Within hours, its audience grew on election night by 100,000 and then after two nights of protests it had amassed more than a million.
He says that although the channel mainly uses the information sent by users, he rejects criticism from such journalists inside Belarus. They say mistakes have been made, and they point to its apparent ability to co-ordinate protests.
Hours after Nexta reported that protester Yevgeny Zaichkin had died in the early hours of Monday, he told Reuters news agency he had survived a brutal beating from police.
Anna Kaltygina, from opposition website Tut.by, believes Nexta devalues media work by publishing unverified information and stirring revolution on the Telegram channel. “When working in Poland, it is difficult to fact-check messages that come from Belarus,” she told Echo Moscow website.
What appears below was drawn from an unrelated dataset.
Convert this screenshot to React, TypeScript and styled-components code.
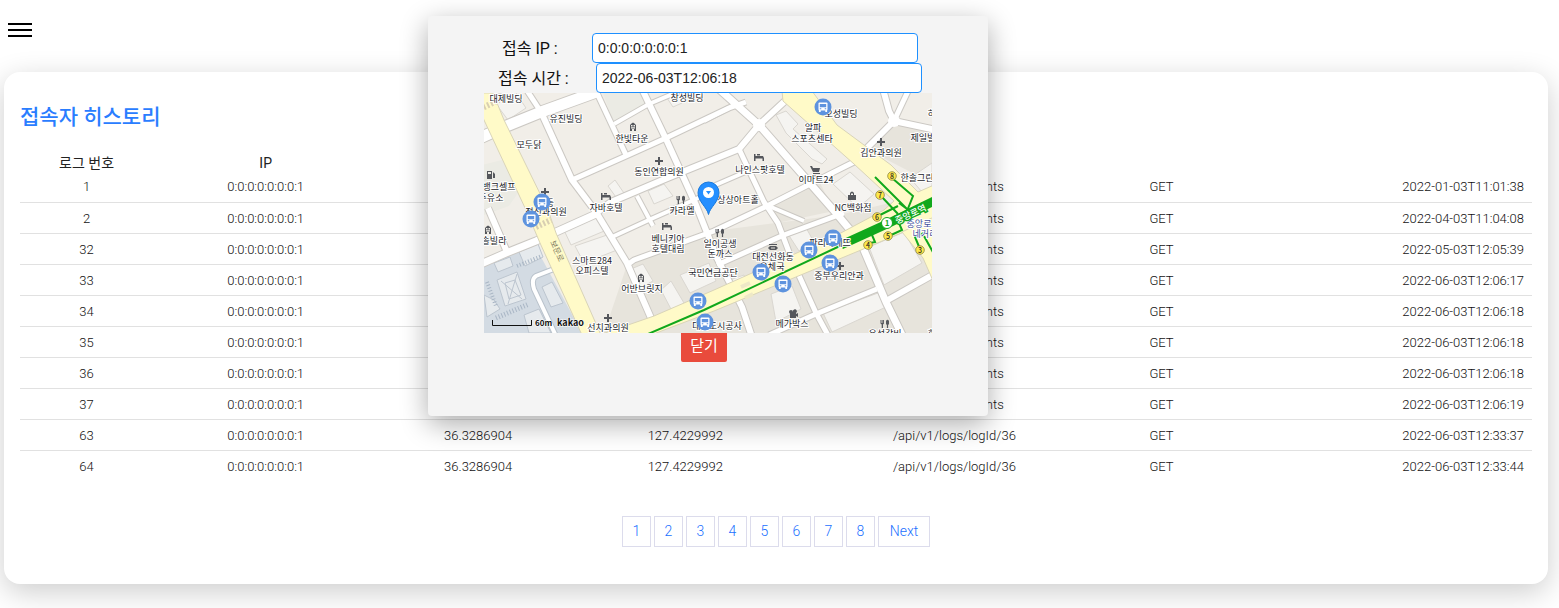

Nexta’s chief editor says what matters to him is the bloodshed on the streets. “Do I feel responsible for what we publish? Only in terms of whether it will bring people closer to victory and the end of the dictatorship.”
Who finances it?
There is some confusion here. The channel has no ads and only the names of Stepan Putilo and Roman Protasevich are known.
Mr Putilo has said in the past that money has come from supporters as well as an earlier university scholarship.
However, his colleague told the BBC that they just had advertising and no donations.
A Belarusian petitions website recently called for state funding for Nexta, arguing it was far more useful than state TV.